- The problem -
All lines from the beginning of the listing through the line with "const RED = '#fc3a3a'" are to be copied word for word; the pictures are not.
** begin Source material **
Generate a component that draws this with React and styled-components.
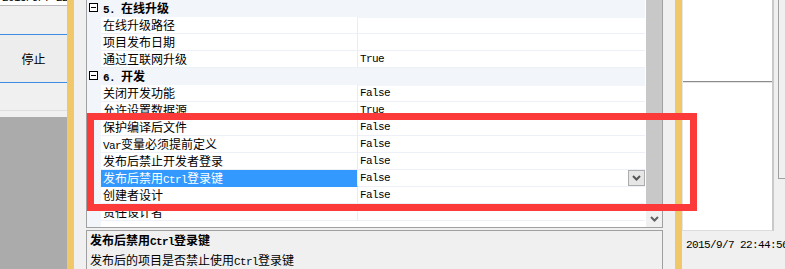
import React from 'react'
import styled, { createGlobalStyle } from 'styled-components'

const PANEL = '#f0f0f0'
const CATEGORY = '#f2f5fa'
const SPLIT = '#f0c86a'
const EDGE = '#a0a0a0'
const RED = '#fc3a3a'

const GlobalStyle = createGlobalStyle`
  html, body {
    margin: 0;
    padding: 0;
    overflow: hidden;
    background: ${ PANEL };
  }
  body {
    font-family: "Noto Sans CJK SC", "Noto Sans", sans-serif;
    font-size: 12px;
    color: #000;
  }
`

const Page = styled.div`
  position: relative;
  display: flex;
  width: 785px;
  height: 269px;
  overflow: hidden;
`

const Latin = styled.span`
  font-family: "Liberation Mono", "DejaVu Sans Mono", monospace;
  font-size: 11px;
  letter-spacing: -0.6px;
`

const runs = (text) =>
  text
    .split(/([A-Za-z0-9./: ]+)/)
    .filter(Boolean)
    .map((part, i) =>
      /^[A-Za-z0-9./: ]+$/.test(part) ? <Latin key={i}>{part}</Latin> : part
    )

/* left pane */

const LeftPane = styled.div`
  width: 67px;
  flex-shrink: 0;
  display: flex;
  flex-direction: column;
  background: #ababab;
`

const TopField = styled.div`
  height: 5px;
  background: #fff;
  border-bottom: 1px solid #b9b9b9;
  overflow: hidden;
  padding-left: 2px;
`

const FieldText = styled.div`
  margin-top: -11px;
  line-height: 14px;
  white-space: nowrap;
`

const ToolStrip = styled.div`
  height: ${ p => p.$h }px;
  background: ${ PANEL };
  border-bottom: ${ p => (p.$line ? '1px solid #dedede' : 'none') };
  box-sizing: border-box;
`

const StopButton = styled.div`
  height: 49px;
  box-sizing: border-box;
  border-top: 1px solid #3c8ce6;
  border-bottom: 1px solid #3c8ce6;
  background: #ededed;
  display: flex;
  align-items: center;
  justify-content: center;
  padding-bottom: 1px;
`

const Splitter = styled.div`
  width: 7px;
  flex-shrink: 0;
  background: ${ SPLIT };
`

/* property grid */

const MiddlePane = styled.div`
  width: 601px;
  flex-shrink: 0;
  box-sizing: border-box;
  padding: 0 12px;
  display: flex;
  flex-direction: column;
  background: ${ PANEL };
`

const Grid = styled.div`
  margin-top: -1px;
  height: 229px;
  flex-shrink: 0;
  box-sizing: border-box;
  border: 1px solid ${ EDGE };
  background: #fff;
  display: flex;
`

const Rows = styled.div`
  width: 558px;
  display: flex;
  flex-direction: column;
  background: linear-gradient(to right, ${ CATEGORY } 14px, #fff 14px);
`

const Row = styled.div`
  display: grid;
  grid-template-columns: 14px 257px 287px;
  height: 17px;
  flex-shrink: 0;
`

const MarginCell = styled.div`
  background: ${ CATEGORY };
  display: flex;
  align-items: flex-start;
  padding: 3px 0 0 2px;
  box-sizing: border-box;
`

const CollapseBox = styled.div`
  width: 9px;
  height: 9px;
  box-sizing: border-box;
  border: 1px solid #000;
  background: #fff;
  display: flex;
  align-items: center;
  justify-content: center;

  &::after {
    content: '';
    width: 5px;
    height: 1px;
    background: #000;
  }
`

const CategoryLabel = styled.div`
  grid-column: span 2;
  background: ${ CATEGORY };
  font-weight: 700;
  line-height: 16px;
  padding-left: 2px;
`

const NameCell = styled.div`
  box-sizing: border-box;
  padding-left: 2px;
  line-height: 16px;
  white-space: nowrap;
  overflow: hidden;
  border-right: 1px solid #e8ecf3;
  border-bottom: 1px solid ${ p => (p.$selected ? '#3399ff' : '#edf1f7') };
  background: ${ p => (p.$selected ? '#3399ff' : '#fff') };
  color: ${ p => (p.$selected ? '#fff' : '#000') };
`

const ValueCell = styled.div`
  box-sizing: border-box;
  padding-left: 2px;
  line-height: 16px;
  border-bottom: 1px solid #edf1f7;
  display: flex;
  justify-content: space-between;
  align-items: flex-start;
`

const DropButton = styled.div`
  width: 17px;
  height: 16px;
  box-sizing: border-box;
  border: 1px solid #adadad;
  background: #e6e6e6;
  display: flex;
  align-items: center;
  justify-content: center;
`

const ScrollBar = styled.div`
  width: 17px;
  box-sizing: border-box;
  border-left: 1px solid #fff;
  display: flex;
  flex-direction: column;
`

const Thumb = styled.div`
  flex: 1;
  background: #c8c8c8;
`

const ArrowBox = styled.div`
  height: 16px;
  background: ${ PANEL };
  display: flex;
  align-items: center;
  justify-content: center;
`

const HelpPanel = styled.div`
  margin-top: 2px;
  flex: 1;
  border: 1px solid ${ EDGE };
  border-bottom: none;
  background: ${ PANEL };
  padding-left: 3px;
`

const HelpTitle = styled.div`
  font-weight: 700;
  line-height: 17px;
`

const HelpText = styled.div`
  line-height: 17px;
`

/* right pane */

const RightPane = styled.div`
  flex: 1;
  display: flex;
  flex-direction: column;
  background: ${ PANEL };
`

const RightTop = styled.div`
  height: 231px;
  display: flex;
`

const WhiteColumn = styled.div`
  width: 92px;
  box-sizing: border-box;
  border-left: 1px solid #e6e6e6;
  border-right: 2px solid #c9c9c9;
  border-bottom: 1px solid #dcdcdc;
  display: flex;
  flex-direction: column;
`

const WhitePanel = styled.div`
  height: ${ p => (p.$h ? `${ p.$h }px` : 'auto') };
  flex: ${ p => (p.$h ? 'none' : 1) };
  background: #fff;
`

const PanelDivider = styled.div`
  height: 2px;
  box-sizing: border-box;
  border-top: 1px solid #8c8c8c;
  background: #e4e4e4;
`

const SideColumn = styled.div`
  flex: 1;
  padding-left: 4px;
`

const SideBox = styled.div`
  height: 178px;
  border-left: 1px solid ${ EDGE };
  border-bottom: 1px solid ${ EDGE };
  padding-left: 4px;
  line-height: 13px;
  white-space: nowrap;
`

const Stamp = styled.div`
  padding: 4px 0 0 4px;
  line-height: 16px;
  white-space: nowrap;
`

const Annotation = styled.div`
  position: absolute;
  left: 87px;
  top: 113px;
  width: 610px;
  height: 98px;
  box-sizing: border-box;
  border: 7px solid ${ RED };
  pointer-events: none;
`

const Chevron = ({ color = '#555' }) => (
  <svg width="9" height="6" viewBox="0 0 9 6">
    <path d="M1 1 L4.5 4.5 L8 1" stroke={color} strokeWidth="2" fill="none" />
  </svg>
)

const rows = [
  { cat: '5. 在线升级' },
  { name: '在线升级路径', value: '' },
  { name: '项目发布日期', value: '' },
  { name: '通过互联网升级', value: 'True' },
  { cat: '6. 开发' },
  { name: '关闭开发功能', value: 'False' },
  { name: '允许设置数据源', value: 'True' },
  { name: '保护编译后文件', value: 'False' },
  { name: 'Var变量必须提前定义', value: 'False' },
  { name: '发布后禁止开发者登录', value: 'False' },
  { name: '发布后禁用Ctrl登录键', value: 'False', selected: true },
  { name: '创建者设计', value: 'False' },
  { name: '责任设计者', value: '' },
]

const App = () => {
  return (
    <Page>
      <GlobalStyle />
      <LeftPane>
        <TopField>
          <FieldText><Latin>2015/9/7 22:4</Latin></FieldText>
        </TopField>
        <ToolStrip $h={28} />
        <StopButton>停止</StopButton>
        <ToolStrip $h={28} $line />
        <ToolStrip $h={6} />
      </LeftPane>
      <Splitter />
      <MiddlePane>
        <Grid>
          <Rows>
            {rows.map((row, i) =>
              row.cat ? (
                <Row key={i}>
                  <MarginCell><CollapseBox /></MarginCell>
                  <CategoryLabel>{runs(row.cat)}</CategoryLabel>
                </Row>
              ) : (
                <Row key={i}>
                  <MarginCell />
                  <NameCell $selected={row.selected}>{runs(row.name)}</NameCell>
                  <ValueCell>
                    <Latin>{row.value}</Latin>
                    {row.selected && (
                      <DropButton><Chevron /></DropButton>
                    )}
                  </ValueCell>
                </Row>
              )
            )}
          </Rows>
          <ScrollBar>
            <Thumb />
            <ArrowBox><Chevron color="#606060" /></ArrowBox>
          </ScrollBar>
        </Grid>
        <HelpPanel>
          <HelpTitle>{runs('发布后禁用Ctrl登录键')}</HelpTitle>
          <HelpText>{runs('发布后的项目是否禁止使用Ctrl登录键')}</HelpText>
        </HelpPanel>
      </MiddlePane>
      <Splitter />
      <RightPane>
        <RightTop>
          <WhiteColumn>
            <WhitePanel $h={81} />
            <PanelDivider />
            <WhitePanel />
          </WhiteColumn>
          <SideColumn>
            <SideBox>
              <Latin>:</Latin><br /><Latin>:</Latin>
            </SideBox>
          </SideColumn>
        </RightTop>
        <Stamp><Latin>2015/9/7 22:44:56</Latin></Stamp>
      </RightPane>
      <Annotation />
    </Page>
  )
}

export default App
** end Source material **
- Output for this task -
Generate a component that draws this with React and styled-components.
import React from 'react'
import styled, { createGlobalStyle } from 'styled-components'

const PANEL = '#f0f0f0'
const CATEGORY = '#f2f5fa'
const SPLIT = '#f0c86a'
const EDGE = '#a0a0a0'
const RED = '#fc3a3a'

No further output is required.